Stored entries:

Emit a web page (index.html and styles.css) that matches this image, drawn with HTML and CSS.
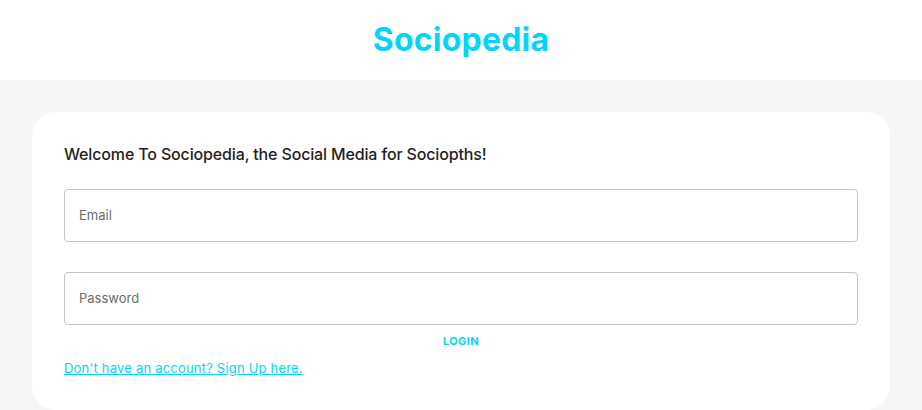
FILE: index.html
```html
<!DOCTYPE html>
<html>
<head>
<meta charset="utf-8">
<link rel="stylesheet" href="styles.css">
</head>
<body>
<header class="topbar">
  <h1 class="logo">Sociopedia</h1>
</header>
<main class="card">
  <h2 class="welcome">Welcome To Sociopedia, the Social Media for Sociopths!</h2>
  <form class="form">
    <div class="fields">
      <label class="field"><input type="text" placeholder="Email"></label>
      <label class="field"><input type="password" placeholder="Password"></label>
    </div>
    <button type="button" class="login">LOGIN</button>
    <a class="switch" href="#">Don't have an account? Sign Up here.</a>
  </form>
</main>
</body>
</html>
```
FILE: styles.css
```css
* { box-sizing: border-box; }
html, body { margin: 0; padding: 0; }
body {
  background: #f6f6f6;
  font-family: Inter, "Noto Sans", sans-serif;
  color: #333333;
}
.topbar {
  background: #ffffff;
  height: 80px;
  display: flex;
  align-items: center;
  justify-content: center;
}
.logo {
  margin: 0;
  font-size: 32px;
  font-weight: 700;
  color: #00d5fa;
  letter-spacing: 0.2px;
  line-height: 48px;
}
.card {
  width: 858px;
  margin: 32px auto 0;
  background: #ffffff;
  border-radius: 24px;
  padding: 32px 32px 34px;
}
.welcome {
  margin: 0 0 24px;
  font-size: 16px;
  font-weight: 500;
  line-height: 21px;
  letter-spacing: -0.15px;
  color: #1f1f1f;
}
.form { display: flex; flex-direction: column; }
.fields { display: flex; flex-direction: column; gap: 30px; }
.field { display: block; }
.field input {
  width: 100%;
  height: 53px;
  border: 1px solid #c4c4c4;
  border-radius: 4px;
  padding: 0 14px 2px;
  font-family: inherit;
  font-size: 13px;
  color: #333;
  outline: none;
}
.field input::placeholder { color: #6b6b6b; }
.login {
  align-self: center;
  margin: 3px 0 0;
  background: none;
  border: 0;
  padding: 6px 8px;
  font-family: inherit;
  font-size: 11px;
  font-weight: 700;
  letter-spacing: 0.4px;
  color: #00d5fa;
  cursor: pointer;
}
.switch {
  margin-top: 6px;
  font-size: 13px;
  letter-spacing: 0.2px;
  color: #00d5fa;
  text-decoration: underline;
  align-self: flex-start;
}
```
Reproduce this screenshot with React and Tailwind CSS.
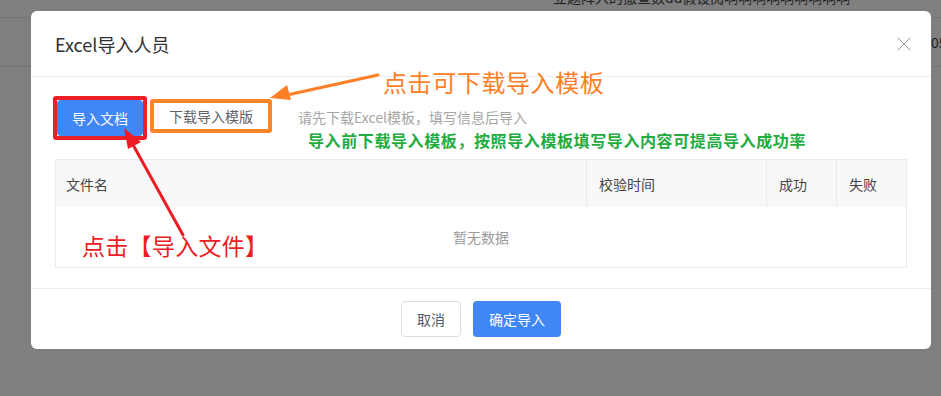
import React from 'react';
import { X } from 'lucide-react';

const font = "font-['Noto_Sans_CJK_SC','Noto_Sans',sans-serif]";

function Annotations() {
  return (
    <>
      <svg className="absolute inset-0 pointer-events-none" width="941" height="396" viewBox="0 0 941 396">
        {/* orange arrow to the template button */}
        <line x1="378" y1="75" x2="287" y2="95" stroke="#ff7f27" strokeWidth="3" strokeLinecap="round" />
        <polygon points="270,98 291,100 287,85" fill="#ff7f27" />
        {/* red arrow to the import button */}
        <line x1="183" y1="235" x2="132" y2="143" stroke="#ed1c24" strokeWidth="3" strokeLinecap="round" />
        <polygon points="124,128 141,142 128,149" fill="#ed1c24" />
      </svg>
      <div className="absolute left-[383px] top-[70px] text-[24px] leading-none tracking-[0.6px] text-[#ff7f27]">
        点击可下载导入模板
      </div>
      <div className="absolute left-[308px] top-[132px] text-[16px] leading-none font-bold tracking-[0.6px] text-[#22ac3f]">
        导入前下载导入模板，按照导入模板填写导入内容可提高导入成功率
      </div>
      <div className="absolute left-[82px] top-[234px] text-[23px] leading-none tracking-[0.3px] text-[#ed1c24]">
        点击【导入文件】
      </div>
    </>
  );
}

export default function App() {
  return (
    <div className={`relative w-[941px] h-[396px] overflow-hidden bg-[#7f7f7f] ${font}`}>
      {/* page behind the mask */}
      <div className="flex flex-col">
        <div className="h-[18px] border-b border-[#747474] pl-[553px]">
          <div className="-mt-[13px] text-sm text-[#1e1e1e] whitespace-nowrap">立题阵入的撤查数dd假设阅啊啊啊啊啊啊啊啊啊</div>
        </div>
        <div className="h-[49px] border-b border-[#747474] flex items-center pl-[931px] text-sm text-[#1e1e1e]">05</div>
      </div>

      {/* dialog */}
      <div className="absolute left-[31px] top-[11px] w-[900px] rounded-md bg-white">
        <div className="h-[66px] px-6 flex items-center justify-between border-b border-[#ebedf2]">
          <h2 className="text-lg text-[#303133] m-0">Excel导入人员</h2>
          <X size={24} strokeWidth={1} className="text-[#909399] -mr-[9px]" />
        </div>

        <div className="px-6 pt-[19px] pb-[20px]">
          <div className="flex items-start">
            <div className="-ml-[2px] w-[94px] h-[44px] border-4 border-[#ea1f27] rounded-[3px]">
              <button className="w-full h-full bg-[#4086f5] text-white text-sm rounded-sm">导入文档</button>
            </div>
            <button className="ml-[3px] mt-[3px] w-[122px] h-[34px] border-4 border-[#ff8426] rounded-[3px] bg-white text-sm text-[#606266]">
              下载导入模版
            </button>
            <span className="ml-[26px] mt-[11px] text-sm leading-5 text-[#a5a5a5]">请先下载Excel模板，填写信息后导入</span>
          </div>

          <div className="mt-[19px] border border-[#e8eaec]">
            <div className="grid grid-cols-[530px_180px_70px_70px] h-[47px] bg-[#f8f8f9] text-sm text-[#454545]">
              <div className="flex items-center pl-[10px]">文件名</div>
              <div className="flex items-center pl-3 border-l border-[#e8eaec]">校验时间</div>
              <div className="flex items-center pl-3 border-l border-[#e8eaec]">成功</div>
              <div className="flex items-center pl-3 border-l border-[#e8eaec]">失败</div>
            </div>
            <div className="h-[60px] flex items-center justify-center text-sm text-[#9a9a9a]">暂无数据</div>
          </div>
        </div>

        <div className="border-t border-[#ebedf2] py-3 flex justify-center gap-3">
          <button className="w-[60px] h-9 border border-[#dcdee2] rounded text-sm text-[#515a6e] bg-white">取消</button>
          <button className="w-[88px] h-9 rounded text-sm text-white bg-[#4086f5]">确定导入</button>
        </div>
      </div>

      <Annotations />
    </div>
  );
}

**OBJECTIVE**
Write out every line above exactly as it is, leaving out the pictures.

**OUTPUT**
Emit a web page (index.html and styles.css) that matches this image, drawn with HTML and CSS.
FILE: index.html
```html
<!DOCTYPE html>
<html>
<head>
<meta charset="utf-8">
<link rel="stylesheet" href="styles.css">
</head>
<body>
<header class="topbar">
  <h1 class="logo">Sociopedia</h1>
</header>
<main class="card">
  <h2 class="welcome">Welcome To Sociopedia, the Social Media for Sociopths!</h2>
  <form class="form">
    <div class="fields">
      <label class="field"><input type="text" placeholder="Email"></label>
      <label class="field"><input type="password" placeholder="Password"></label>
    </div>
    <button type="button" class="login">LOGIN</button>
    <a class="switch" href="#">Don't have an account? Sign Up here.</a>
  </form>
</main>
</body>
</html>
```
FILE: styles.css
```css
* { box-sizing: border-box; }
html, body { margin: 0; padding: 0; }
body {
  background: #f6f6f6;
  font-family: Inter, "Noto Sans", sans-serif;
  color: #333333;
}
.topbar {
  background: #ffffff;
  height: 80px;
  display: flex;
  align-items: center;
  justify-content: center;
}
.logo {
  margin: 0;
  font-size: 32px;
  font-weight: 700;
  color: #00d5fa;
  letter-spacing: 0.2px;
  line-height: 48px;
}
.card {
  width: 858px;
  margin: 32px auto 0;
  background: #ffffff;
  border-radius: 24px;
  padding: 32px 32px 34px;
}
.welcome {
  margin: 0 0 24px;
  font-size: 16px;
  font-weight: 500;
  line-height: 21px;
  letter-spacing: -0.15px;
  color: #1f1f1f;
}
.form { display: flex; flex-direction: column; }
.fields { display: flex; flex-direction: column; gap: 30px; }
.field { display: block; }
.field input {
  width: 100%;
  height: 53px;
  border: 1px solid #c4c4c4;
  border-radius: 4px;
  padding: 0 14px 2px;
  font-family: inherit;
  font-size: 13px;
  color: #333;
  outline: none;
}
.field input::placeholder { color: #6b6b6b; }
.login {
  align-self: center;
  margin: 3px 0 0;
  background: none;
  border: 0;
  padding: 6px 8px;
  font-family: inherit;
  font-size: 11px;
  font-weight: 700;
  letter-spacing: 0.4px;
  color: #00d5fa;
  cursor: pointer;
}
.switch {
  margin-top: 6px;
  font-size: 13px;
  letter-spacing: 0.2px;
  color: #00d5fa;
  text-decoration: underline;
  align-self: flex-start;
}
```
Reproduce this screenshot with React and Tailwind CSS.
import React from 'react';
import { X } from 'lucide-react';

const font = "font-['Noto_Sans_CJK_SC','Noto_Sans',sans-serif]";

function Annotations() {
  return (
    <>
      <svg className="absolute inset-0 pointer-events-none" width="941" height="396" viewBox="0 0 941 396">
        {/* orange arrow to the template button */}
        <line x1="378" y1="75" x2="287" y2="95" stroke="#ff7f27" strokeWidth="3" strokeLinecap="round" />
        <polygon points="270,98 291,100 287,85" fill="#ff7f27" />
        {/* red arrow to the import button */}
        <line x1="183" y1="235" x2="132" y2="143" stroke="#ed1c24" strokeWidth="3" strokeLinecap="round" />
        <polygon points="124,128 141,142 128,149" fill="#ed1c24" />
      </svg>
      <div className="absolute left-[383px] top-[70px] text-[24px] leading-none tracking-[0.6px] text-[#ff7f27]">
        点击可下载导入模板
      </div>
      <div className="absolute left-[308px] top-[132px] text-[16px] leading-none font-bold tracking-[0.6px] text-[#22ac3f]">
        导入前下载导入模板，按照导入模板填写导入内容可提高导入成功率
      </div>
      <div className="absolute left-[82px] top-[234px] text-[23px] leading-none tracking-[0.3px] text-[#ed1c24]">
        点击【导入文件】
      </div>
    </>
  );
}

export default function App() {
  return (
    <div className={`relative w-[941px] h-[396px] overflow-hidden bg-[#7f7f7f] ${font}`}>
      {/* page behind the mask */}
      <div className="flex flex-col">
        <div className="h-[18px] border-b border-[#747474] pl-[553px]">
          <div className="-mt-[13px] text-sm text-[#1e1e1e] whitespace-nowrap">立题阵入的撤查数dd假设阅啊啊啊啊啊啊啊啊啊</div>
        </div>
        <div className="h-[49px] border-b border-[#747474] flex items-center pl-[931px] text-sm text-[#1e1e1e]">05</div>
      </div>

      {/* dialog */}
      <div className="absolute left-[31px] top-[11px] w-[900px] rounded-md bg-white">
        <div className="h-[66px] px-6 flex items-center justify-between border-b border-[#ebedf2]">
          <h2 className="text-lg text-[#303133] m-0">Excel导入人员</h2>
          <X size={24} strokeWidth={1} className="text-[#909399] -mr-[9px]" />
        </div>

        <div className="px-6 pt-[19px] pb-[20px]">
          <div className="flex items-start">
            <div className="-ml-[2px] w-[94px] h-[44px] border-4 border-[#ea1f27] rounded-[3px]">
              <button className="w-full h-full bg-[#4086f5] text-white text-sm rounded-sm">导入文档</button>
            </div>
            <button className="ml-[3px] mt-[3px] w-[122px] h-[34px] border-4 border-[#ff8426] rounded-[3px] bg-white text-sm text-[#606266]">
              下载导入模版
            </button>
            <span className="ml-[26px] mt-[11px] text-sm leading-5 text-[#a5a5a5]">请先下载Excel模板，填写信息后导入</span>
          </div>

          <div className="mt-[19px] border border-[#e8eaec]">
            <div className="grid grid-cols-[530px_180px_70px_70px] h-[47px] bg-[#f8f8f9] text-sm text-[#454545]">
              <div className="flex items-center pl-[10px]">文件名</div>
              <div className="flex items-center pl-3 border-l border-[#e8eaec]">校验时间</div>
              <div className="flex items-center pl-3 border-l border-[#e8eaec]">成功</div>
              <div className="flex items-center pl-3 border-l border-[#e8eaec]">失败</div>
            </div>
            <div className="h-[60px] flex items-center justify-center text-sm text-[#9a9a9a]">暂无数据</div>
          </div>
        </div>

        <div className="border-t border-[#ebedf2] py-3 flex justify-center gap-3">
          <button className="w-[60px] h-9 border border-[#dcdee2] rounded text-sm text-[#515a6e] bg-white">取消</button>
          <button className="w-[88px] h-9 rounded text-sm text-white bg-[#4086f5]">确定导入</button>
        </div>
      </div>

      <Annotations />
    </div>
  );
}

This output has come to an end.